WRITTEN TASK: Exclude the pictures and return every line exactly as written.

─── DATA SECTION

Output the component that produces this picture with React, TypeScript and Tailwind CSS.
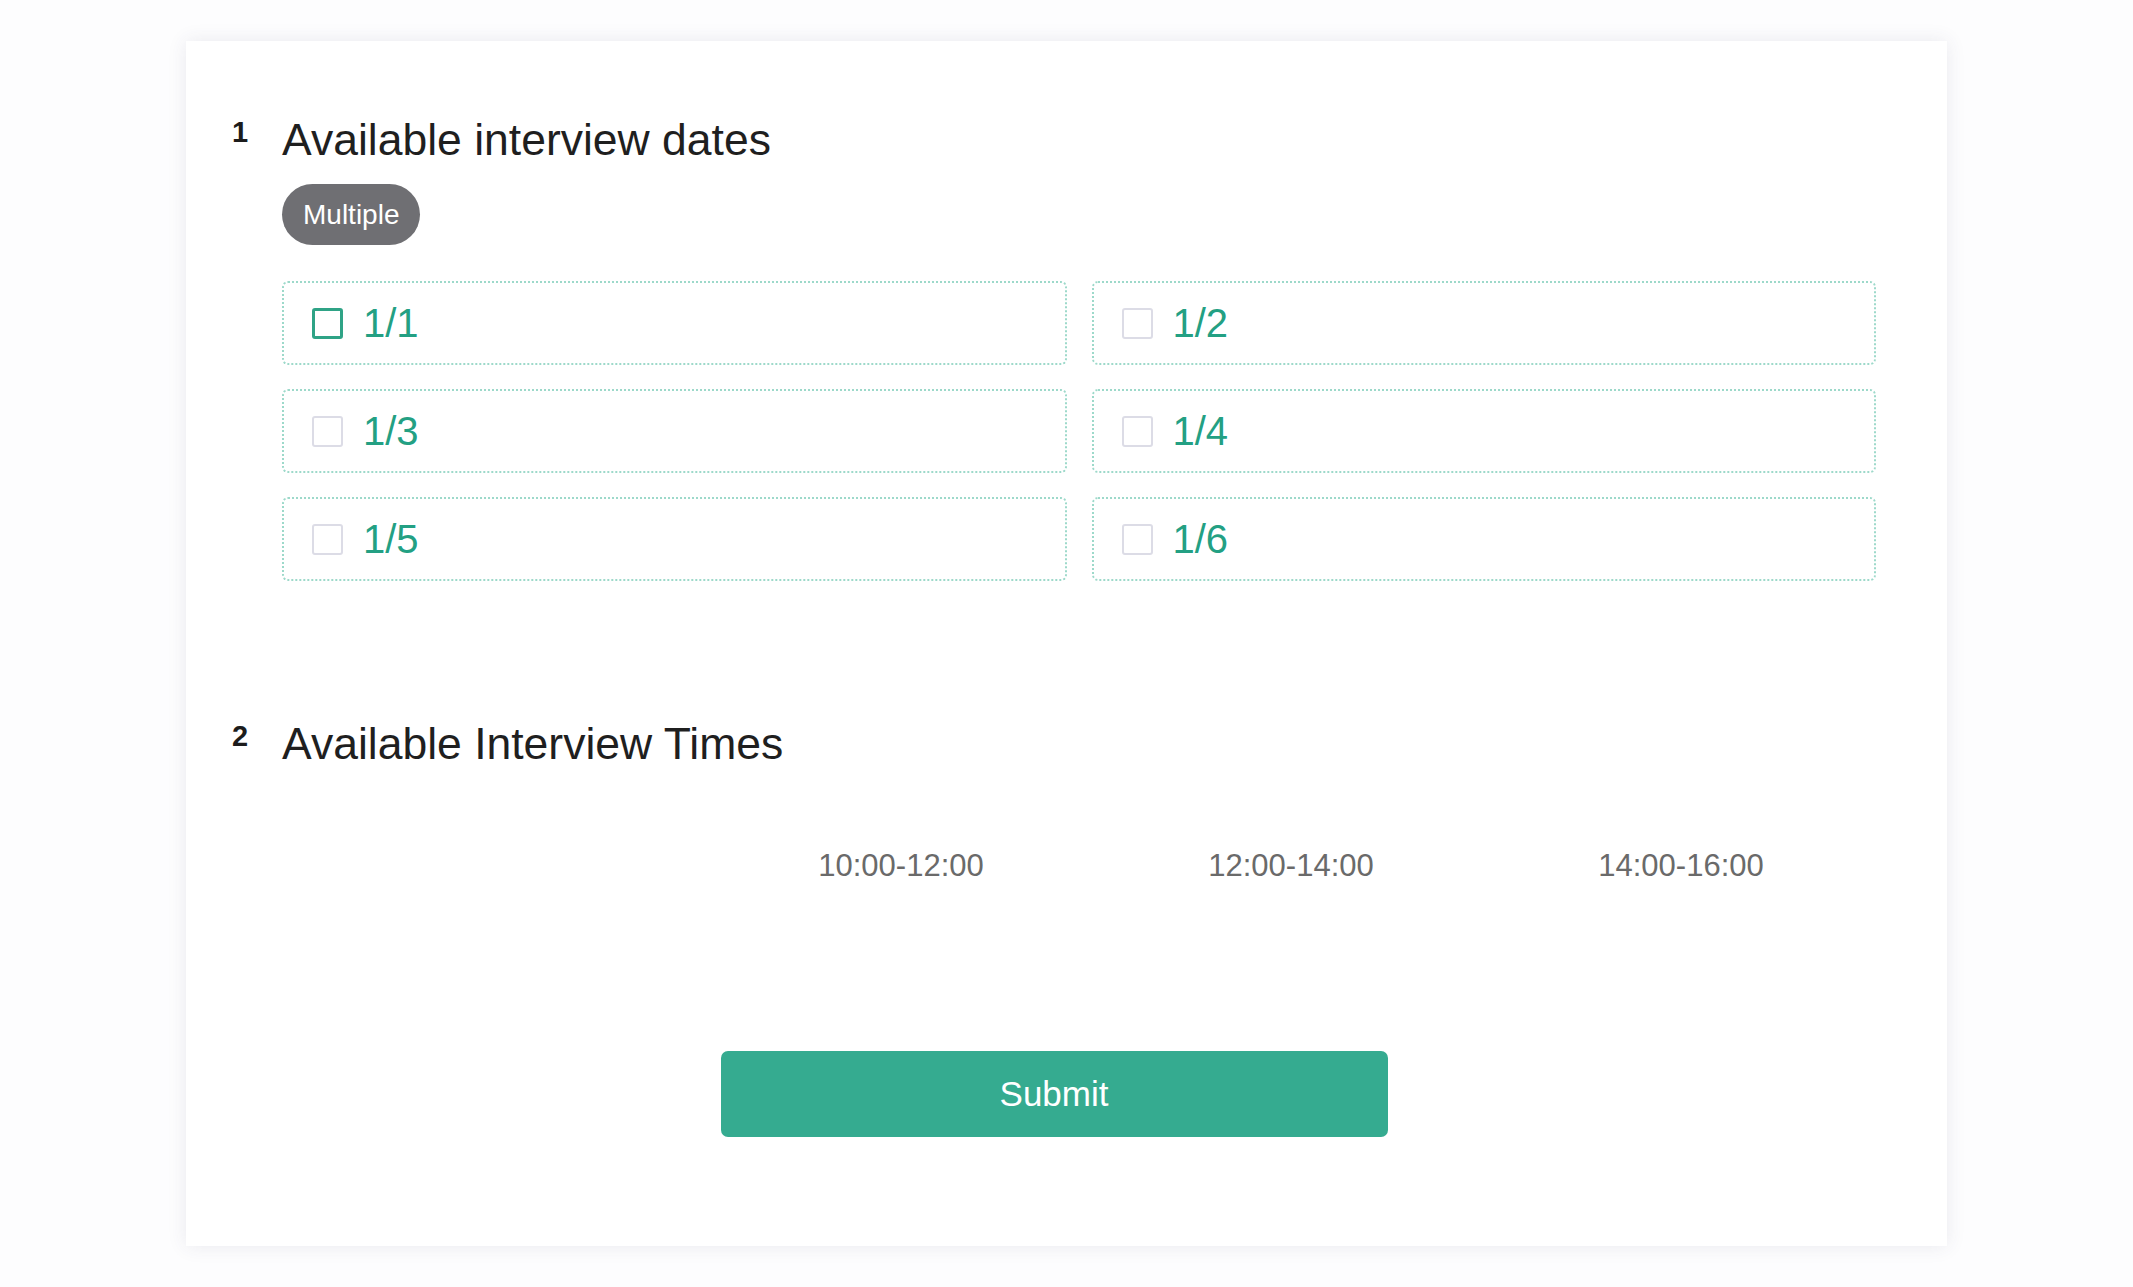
import React from "react";

const dates = ["1/1", "1/2", "1/3", "1/4", "1/5", "1/6"];
const times = ["10:00-12:00", "12:00-14:00", "14:00-16:00"];

function Option({ label, active }: { label: string; active?: boolean }) {
  return (
    <div className="h-[84px] flex items-center pl-[28px] border-2 border-dotted border-[#9dd9ca] rounded-[6px] bg-white">
      <span
        className={
          active
            ? "w-[31px] h-[31px] rounded-[3px] border-[3px] border-[#2fa386] box-border shrink-0"
            : "w-[31px] h-[31px] rounded-[3px] border-2 border-[#dcdce6] box-border shrink-0"
        }
      />
      <span className="ml-[20px] text-[40px] leading-[48px] text-[#23a083]">{label}</span>
    </div>
  );
}

export default function App() {
  return (
    <div
      className="min-h-[1287px] bg-[#fdfdfe] pt-[41px] pb-[44px]"
      style={{ fontFamily: '"Liberation Sans", Arial, sans-serif' }}
    >
      <div className="mx-auto w-[1761px] bg-white shadow-[0_0_18px_rgba(60,60,100,0.10)] pl-[46px] pr-[71px] pt-[73px] pb-[109px]">
        {/* Question 1 */}
        <div className="flex">
          <div className="w-[50px] shrink-0 pt-[3px] text-[29px] leading-[30px] font-bold text-[#1c1c1c]">1</div>
          <div className="flex-1">
            <div className="text-[44.5px] leading-[52px] text-[#1f1f1f]">Available interview dates</div>
            <div className="mt-[18px] inline-flex h-[61px] items-center rounded-full bg-[#6f6f73] px-[21px] text-[28px] text-white">
              Multiple
            </div>
            <div className="mt-[36px] grid grid-cols-2 gap-x-[25px] gap-y-[24px]">
              {dates.map((d, i) => (
                <Option key={d} label={d} active={i === 0} />
              ))}
            </div>
          </div>
        </div>

        {/* Question 2 */}
        <div className="flex mt-[137px]">
          <div className="w-[50px] shrink-0 pt-[3px] text-[29px] leading-[30px] font-bold text-[#1c1c1c]">2</div>
          <div className="flex-1">
            <div className="text-[44.5px] leading-[52px] text-[#1f1f1f]">Available Interview Times</div>
            <div className="mt-[76px] grid grid-cols-[424px_1fr_1fr_1fr]">
              <div />
              {times.map((t) => (
                <div key={t} className="text-center text-[31px] leading-[40px] text-[#6a6a6a]">
                  {t}
                </div>
              ))}
            </div>
          </div>
        </div>

        <div className="mt-[165px] flex justify-center">
          <button className="w-[667px] h-[86px] rounded-[7px] bg-[#35ab90] text-white text-[35px]">
            Submit
          </button>
        </div>
      </div>
    </div>
  );
}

──────

WRITTEN SOLUTION:
Output the component that produces this picture with React, TypeScript and Tailwind CSS.
import React from "react";

const dates = ["1/1", "1/2", "1/3", "1/4", "1/5", "1/6"];
const times = ["10:00-12:00", "12:00-14:00", "14:00-16:00"];

function Option({ label, active }: { label: string; active?: boolean }) {
  return (
    <div className="h-[84px] flex items-center pl-[28px] border-2 border-dotted border-[#9dd9ca] rounded-[6px] bg-white">
      <span
        className={
          active
            ? "w-[31px] h-[31px] rounded-[3px] border-[3px] border-[#2fa386] box-border shrink-0"
            : "w-[31px] h-[31px] rounded-[3px] border-2 border-[#dcdce6] box-border shrink-0"
        }
      />
      <span className="ml-[20px] text-[40px] leading-[48px] text-[#23a083]">{label}</span>
    </div>
  );
}

export default function App() {
  return (
    <div
      className="min-h-[1287px] bg-[#fdfdfe] pt-[41px] pb-[44px]"
      style={{ fontFamily: '"Liberation Sans", Arial, sans-serif' }}
    >
      <div className="mx-auto w-[1761px] bg-white shadow-[0_0_18px_rgba(60,60,100,0.10)] pl-[46px] pr-[71px] pt-[73px] pb-[109px]">
        {/* Question 1 */}
        <div className="flex">
          <div className="w-[50px] shrink-0 pt-[3px] text-[29px] leading-[30px] font-bold text-[#1c1c1c]">1</div>
          <div className="flex-1">
            <div className="text-[44.5px] leading-[52px] text-[#1f1f1f]">Available interview dates</div>
            <div className="mt-[18px] inline-flex h-[61px] items-center rounded-full bg-[#6f6f73] px-[21px] text-[28px] text-white">
              Multiple
            </div>
            <div className="mt-[36px] grid grid-cols-2 gap-x-[25px] gap-y-[24px]">
              {dates.map((d, i) => (
                <Option key={d} label={d} active={i === 0} />
              ))}
            </div>
          </div>
        </div>

        {/* Question 2 */}
        <div className="flex mt-[137px]">
          <div className="w-[50px] shrink-0 pt-[3px] text-[29px] leading-[30px] font-bold text-[#1c1c1c]">2</div>
          <div className="flex-1">
            <div className="text-[44.5px] leading-[52px] text-[#1f1f1f]">Available Interview Times</div>
            <div className="mt-[76px] grid grid-cols-[424px_1fr_1fr_1fr]">
              <div />
              {times.map((t) => (
                <div key={t} className="text-center text-[31px] leading-[40px] text-[#6a6a6a]">
                  {t}
                </div>
              ))}
            </div>
          </div>
        </div>

        <div className="mt-[165px] flex justify-center">
          <button className="w-[667px] h-[86px] rounded-[7px] bg-[#35ab90] text-white text-[35px]">
            Submit
          </button>
        </div>
      </div>
    </div>
  );
}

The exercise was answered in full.